==== Material for this task ====

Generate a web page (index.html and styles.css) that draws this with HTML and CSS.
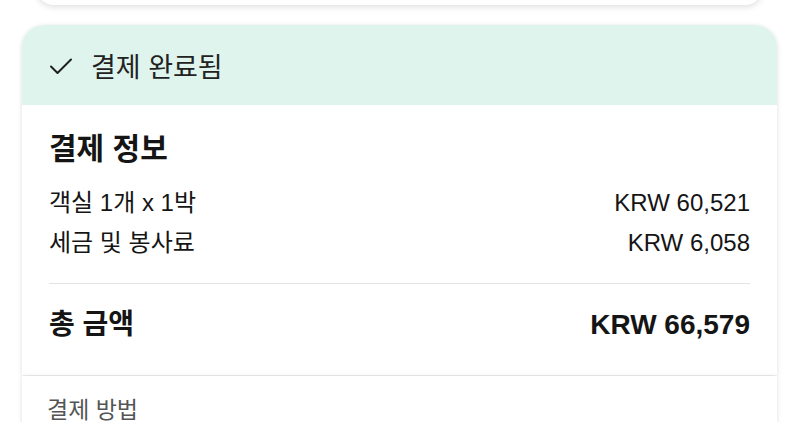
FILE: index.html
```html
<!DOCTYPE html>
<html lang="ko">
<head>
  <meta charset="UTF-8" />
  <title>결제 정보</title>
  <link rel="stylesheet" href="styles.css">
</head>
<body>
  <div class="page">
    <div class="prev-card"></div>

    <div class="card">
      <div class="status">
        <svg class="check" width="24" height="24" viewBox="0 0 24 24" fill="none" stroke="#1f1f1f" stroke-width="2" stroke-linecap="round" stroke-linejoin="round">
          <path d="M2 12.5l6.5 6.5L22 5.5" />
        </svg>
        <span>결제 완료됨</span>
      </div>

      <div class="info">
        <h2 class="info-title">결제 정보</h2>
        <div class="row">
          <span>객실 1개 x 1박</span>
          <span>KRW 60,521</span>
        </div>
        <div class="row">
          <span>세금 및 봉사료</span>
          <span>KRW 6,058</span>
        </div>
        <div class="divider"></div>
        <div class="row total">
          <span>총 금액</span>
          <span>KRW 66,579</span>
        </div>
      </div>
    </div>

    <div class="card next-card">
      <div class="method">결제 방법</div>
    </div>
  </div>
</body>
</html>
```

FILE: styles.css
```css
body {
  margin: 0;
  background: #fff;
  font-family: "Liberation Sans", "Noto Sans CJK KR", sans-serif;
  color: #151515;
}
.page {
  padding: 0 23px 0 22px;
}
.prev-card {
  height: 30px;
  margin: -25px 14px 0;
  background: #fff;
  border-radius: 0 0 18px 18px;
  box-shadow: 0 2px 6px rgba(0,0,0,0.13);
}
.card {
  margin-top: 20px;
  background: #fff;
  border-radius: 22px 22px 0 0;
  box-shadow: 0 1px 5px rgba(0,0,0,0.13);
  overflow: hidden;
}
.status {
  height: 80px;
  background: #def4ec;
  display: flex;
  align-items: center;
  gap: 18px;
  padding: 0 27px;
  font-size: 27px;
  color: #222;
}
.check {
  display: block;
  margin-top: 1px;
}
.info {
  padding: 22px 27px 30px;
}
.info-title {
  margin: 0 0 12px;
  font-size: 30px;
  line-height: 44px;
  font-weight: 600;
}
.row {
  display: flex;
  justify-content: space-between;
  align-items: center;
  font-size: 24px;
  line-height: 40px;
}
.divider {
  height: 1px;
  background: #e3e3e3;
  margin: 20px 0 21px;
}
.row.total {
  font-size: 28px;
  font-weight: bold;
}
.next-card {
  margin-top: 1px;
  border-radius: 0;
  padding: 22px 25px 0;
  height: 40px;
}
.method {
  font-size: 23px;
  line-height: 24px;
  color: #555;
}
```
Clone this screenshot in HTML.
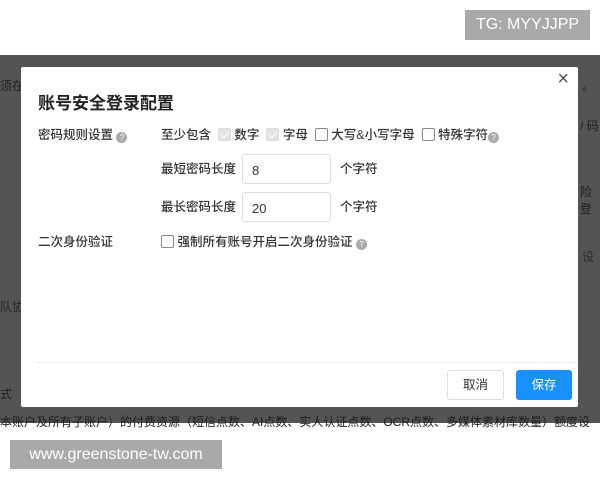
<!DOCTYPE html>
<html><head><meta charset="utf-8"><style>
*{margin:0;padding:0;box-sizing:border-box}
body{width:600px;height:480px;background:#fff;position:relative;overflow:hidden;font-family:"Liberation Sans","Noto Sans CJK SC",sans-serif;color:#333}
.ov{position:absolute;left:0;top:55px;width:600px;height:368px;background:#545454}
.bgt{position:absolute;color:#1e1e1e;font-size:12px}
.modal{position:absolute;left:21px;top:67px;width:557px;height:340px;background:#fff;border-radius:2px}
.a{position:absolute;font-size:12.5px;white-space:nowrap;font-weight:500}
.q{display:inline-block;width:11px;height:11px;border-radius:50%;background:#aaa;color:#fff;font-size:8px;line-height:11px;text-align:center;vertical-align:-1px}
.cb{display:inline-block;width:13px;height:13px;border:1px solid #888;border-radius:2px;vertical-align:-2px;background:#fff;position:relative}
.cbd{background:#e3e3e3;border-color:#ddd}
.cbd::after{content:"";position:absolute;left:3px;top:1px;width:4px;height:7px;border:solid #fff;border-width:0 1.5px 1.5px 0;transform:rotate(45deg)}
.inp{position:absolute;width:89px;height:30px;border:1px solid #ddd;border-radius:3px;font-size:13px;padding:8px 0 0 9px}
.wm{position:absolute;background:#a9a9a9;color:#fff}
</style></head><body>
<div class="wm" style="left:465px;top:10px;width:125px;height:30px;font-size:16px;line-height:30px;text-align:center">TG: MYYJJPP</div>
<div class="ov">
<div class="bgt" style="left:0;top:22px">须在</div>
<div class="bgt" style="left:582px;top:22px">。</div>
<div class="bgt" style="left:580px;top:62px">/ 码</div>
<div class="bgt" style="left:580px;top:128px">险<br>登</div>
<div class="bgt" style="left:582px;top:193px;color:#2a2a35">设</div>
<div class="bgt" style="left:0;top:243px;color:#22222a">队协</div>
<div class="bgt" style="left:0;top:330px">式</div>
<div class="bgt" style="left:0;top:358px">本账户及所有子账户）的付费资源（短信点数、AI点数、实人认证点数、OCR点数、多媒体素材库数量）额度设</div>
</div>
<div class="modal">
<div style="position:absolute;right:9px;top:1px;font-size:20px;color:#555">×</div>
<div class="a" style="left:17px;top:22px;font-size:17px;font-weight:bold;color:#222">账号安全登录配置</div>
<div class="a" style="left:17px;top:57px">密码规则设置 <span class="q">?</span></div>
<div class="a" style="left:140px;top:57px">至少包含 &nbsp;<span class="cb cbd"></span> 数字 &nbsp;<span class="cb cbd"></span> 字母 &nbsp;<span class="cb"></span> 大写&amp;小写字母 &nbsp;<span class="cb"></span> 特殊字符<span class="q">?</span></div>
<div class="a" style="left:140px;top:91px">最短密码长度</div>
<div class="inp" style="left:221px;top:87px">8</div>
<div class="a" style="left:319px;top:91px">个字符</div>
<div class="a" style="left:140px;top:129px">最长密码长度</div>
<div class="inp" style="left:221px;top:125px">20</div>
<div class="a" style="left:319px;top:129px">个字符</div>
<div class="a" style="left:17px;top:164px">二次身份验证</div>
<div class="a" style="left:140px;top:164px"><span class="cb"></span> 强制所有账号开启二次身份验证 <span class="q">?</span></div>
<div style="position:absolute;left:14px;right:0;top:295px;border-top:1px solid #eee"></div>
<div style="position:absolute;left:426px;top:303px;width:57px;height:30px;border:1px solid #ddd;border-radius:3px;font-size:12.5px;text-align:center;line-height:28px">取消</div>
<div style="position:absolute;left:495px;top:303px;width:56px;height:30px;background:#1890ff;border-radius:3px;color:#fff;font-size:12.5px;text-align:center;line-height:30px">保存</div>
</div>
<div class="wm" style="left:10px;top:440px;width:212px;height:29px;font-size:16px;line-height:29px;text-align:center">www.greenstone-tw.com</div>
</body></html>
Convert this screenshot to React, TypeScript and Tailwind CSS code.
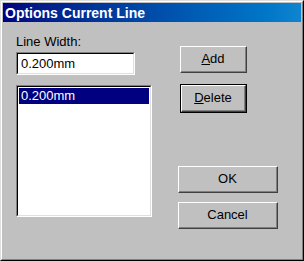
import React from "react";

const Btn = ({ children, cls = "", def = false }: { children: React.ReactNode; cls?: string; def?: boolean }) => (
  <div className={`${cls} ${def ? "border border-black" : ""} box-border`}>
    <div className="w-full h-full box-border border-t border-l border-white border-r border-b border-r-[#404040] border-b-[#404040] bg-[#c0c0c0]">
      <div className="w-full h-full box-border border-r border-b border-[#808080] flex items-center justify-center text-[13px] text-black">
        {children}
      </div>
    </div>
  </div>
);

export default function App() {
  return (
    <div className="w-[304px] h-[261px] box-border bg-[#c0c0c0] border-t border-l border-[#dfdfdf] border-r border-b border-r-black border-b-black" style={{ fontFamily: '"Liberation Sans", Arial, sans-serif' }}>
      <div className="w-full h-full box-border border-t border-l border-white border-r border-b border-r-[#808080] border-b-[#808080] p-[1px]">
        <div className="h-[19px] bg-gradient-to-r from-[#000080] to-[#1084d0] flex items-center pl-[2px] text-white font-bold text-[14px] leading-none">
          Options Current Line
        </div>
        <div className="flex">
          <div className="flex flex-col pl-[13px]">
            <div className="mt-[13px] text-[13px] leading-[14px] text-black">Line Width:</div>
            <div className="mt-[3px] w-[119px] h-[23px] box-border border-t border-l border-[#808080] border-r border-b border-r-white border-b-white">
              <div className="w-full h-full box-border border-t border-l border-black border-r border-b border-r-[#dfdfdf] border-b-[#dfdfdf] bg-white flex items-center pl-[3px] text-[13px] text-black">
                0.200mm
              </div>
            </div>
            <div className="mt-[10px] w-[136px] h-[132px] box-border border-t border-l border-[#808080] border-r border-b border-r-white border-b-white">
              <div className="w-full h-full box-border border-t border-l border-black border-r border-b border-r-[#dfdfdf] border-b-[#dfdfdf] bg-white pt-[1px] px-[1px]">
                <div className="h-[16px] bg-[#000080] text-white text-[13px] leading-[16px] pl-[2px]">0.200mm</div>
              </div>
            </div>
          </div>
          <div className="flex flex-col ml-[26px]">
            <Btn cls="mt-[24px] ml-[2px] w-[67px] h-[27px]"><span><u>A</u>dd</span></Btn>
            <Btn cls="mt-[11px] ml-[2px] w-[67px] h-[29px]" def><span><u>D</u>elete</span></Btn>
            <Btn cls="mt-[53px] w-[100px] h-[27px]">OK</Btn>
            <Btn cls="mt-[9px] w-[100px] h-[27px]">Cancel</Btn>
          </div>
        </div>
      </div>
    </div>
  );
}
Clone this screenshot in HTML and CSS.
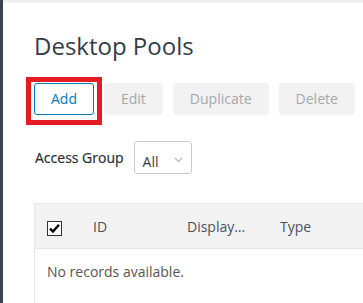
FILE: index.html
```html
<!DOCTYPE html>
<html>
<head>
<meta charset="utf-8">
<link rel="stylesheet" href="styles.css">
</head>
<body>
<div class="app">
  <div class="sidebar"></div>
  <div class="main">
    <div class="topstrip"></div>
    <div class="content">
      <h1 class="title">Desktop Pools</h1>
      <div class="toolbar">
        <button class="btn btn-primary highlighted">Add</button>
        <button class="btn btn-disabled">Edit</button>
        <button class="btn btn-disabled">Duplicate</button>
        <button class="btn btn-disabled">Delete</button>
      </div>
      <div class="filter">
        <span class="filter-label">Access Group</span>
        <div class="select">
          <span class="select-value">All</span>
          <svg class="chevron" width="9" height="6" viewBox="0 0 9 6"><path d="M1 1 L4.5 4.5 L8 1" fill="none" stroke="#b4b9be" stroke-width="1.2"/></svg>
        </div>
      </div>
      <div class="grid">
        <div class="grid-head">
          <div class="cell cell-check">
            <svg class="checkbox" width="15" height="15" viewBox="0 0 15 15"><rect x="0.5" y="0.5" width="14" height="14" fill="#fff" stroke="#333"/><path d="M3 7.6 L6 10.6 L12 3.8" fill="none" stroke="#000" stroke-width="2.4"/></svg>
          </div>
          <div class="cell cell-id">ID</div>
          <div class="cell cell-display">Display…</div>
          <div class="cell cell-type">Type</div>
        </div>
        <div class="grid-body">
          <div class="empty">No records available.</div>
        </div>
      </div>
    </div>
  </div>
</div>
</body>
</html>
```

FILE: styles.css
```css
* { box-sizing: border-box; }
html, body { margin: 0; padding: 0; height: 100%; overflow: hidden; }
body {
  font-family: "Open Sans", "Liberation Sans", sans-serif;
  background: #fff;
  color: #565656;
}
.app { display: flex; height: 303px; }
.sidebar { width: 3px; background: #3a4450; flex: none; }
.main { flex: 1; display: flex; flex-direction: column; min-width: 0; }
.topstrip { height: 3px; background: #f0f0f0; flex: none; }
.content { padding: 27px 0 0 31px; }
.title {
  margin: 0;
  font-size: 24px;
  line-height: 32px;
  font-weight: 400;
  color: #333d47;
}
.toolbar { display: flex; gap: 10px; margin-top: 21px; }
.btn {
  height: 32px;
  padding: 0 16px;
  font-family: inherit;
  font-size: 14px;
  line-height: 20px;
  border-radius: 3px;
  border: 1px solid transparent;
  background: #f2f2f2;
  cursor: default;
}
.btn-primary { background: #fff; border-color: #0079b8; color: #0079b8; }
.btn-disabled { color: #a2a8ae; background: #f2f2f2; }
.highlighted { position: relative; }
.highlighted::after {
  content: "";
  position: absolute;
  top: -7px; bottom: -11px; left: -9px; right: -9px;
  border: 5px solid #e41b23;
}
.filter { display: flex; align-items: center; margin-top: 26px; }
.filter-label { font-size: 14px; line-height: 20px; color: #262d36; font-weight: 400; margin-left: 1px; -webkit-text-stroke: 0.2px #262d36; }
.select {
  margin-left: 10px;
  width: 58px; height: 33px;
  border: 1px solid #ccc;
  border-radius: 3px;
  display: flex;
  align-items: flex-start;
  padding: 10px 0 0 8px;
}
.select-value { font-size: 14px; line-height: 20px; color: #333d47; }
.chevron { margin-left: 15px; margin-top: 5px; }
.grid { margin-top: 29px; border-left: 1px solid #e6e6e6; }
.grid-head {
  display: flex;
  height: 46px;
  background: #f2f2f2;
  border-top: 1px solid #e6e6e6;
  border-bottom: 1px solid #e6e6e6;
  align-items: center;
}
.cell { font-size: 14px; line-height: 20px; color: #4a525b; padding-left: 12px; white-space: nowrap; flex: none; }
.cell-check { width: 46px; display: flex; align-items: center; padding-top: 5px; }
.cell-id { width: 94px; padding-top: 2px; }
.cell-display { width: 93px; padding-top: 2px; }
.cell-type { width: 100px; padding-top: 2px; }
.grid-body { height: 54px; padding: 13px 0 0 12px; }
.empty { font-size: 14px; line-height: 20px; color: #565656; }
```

====

**Aim of the exercise:** Beginning with the line above that contains "Convert this screenshot" and ending with the line that contains "import React from", quote each line exactly, keeping out the pictures.

**Result:**
Convert this screenshot to React, TypeScript and Tailwind CSS code.
import React from "react";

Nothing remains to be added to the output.